You won’t have time to write down everything verbatim so invest in writing down numbers, supporting words and good quotes. After the interview, I usually fill in the notebook, so that I understand my own notes when later I sit down to write. And preferably write out the interview text on the same day you do the interview. The longer the gap between the interview and the writing, the more nuances you’ll lose and the flatter the text will be.

3. Do Your Homework and Prepare Well-Thought-Out Questions

I’ve often had to settle for a 30 minute interview, but once we’ve started, the person I’m interviewing gets excited and loses track of time. It’s wonderful but it only happens if you’ve done your research beforehand and prepared well-thought-out questions. Ones that the interviewee finds interesting to talk about.

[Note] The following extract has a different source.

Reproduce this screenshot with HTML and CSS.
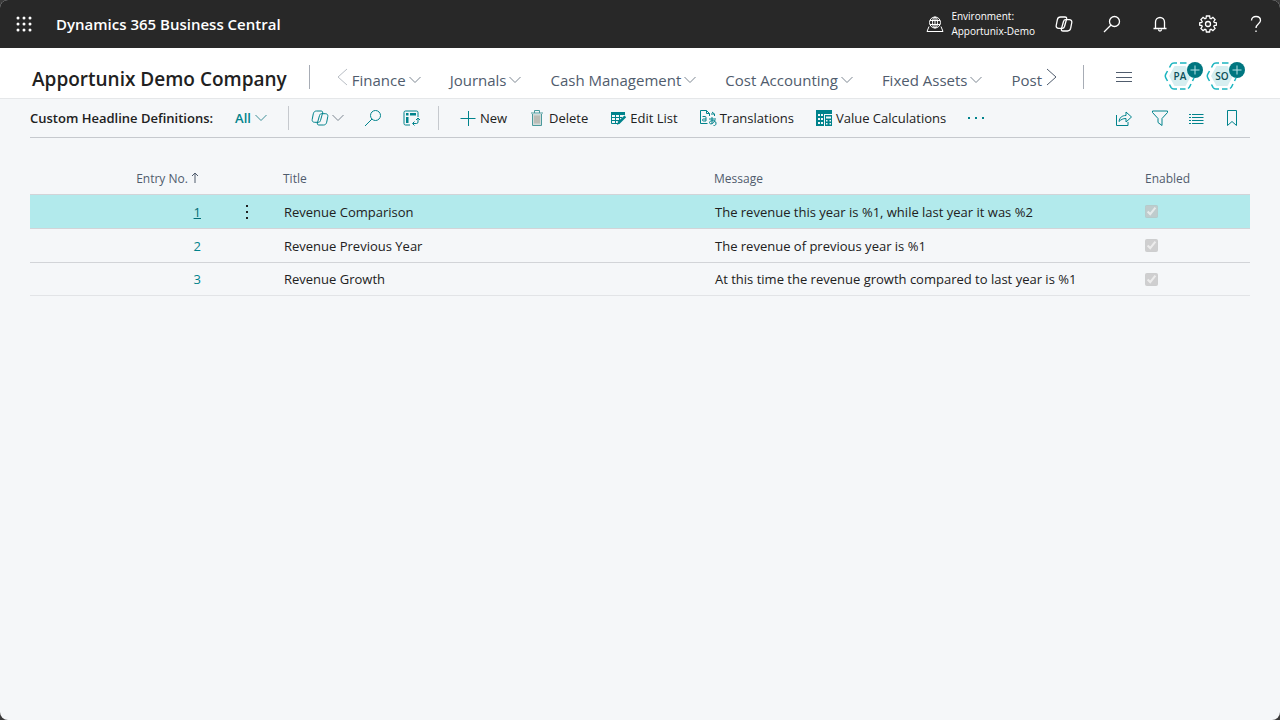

Most people are flattered to see you’ve taken your time to learn about them. You can use that to your advantage in the interview situation. If you at least seem like you’re genuinely interested in what they have to say, there’s a better chance they’ll actually say something that you can use in your text.

4. Listen and Ask Follow-up Questions

A common rookie mistake is that you get so focused on the questions you’ve prepared that you forget to listen to what they’re saying. The answers will often be filled with interesting aspects that you might not have thought about.

And remember that people talk in between the lines and avoid saying things outright. That’s when it’s important to be alert and ask questions like “What do you mean with that?” or “Is it the case that…?”. If you don’t get a clear answer, you can’t use it in the text. It is usually these follow-up questions that are the most important ones, not the ones you’ve written down before the interview.

5. Make Sure You Are Both Happy with the Text

I always let the person I interview read the whole text for them to give feedback and suggest changes. They are the person responsible for the text, probably with a picture of themselves attached to it. For some reason, it’s often single words or small phrases that the interviewee reacts to. Fix them, it shouldn’t take too much time and usually you’ll be able to make the changes without affecting the flow of the text.

It’s important that the person I’m interviewing is satisfied, and preferably proud of the text. I once interviewed an actor who liked the interview text so much that he gathered his friends and read the entire article aloud to them. There I felt like I had really succeeded.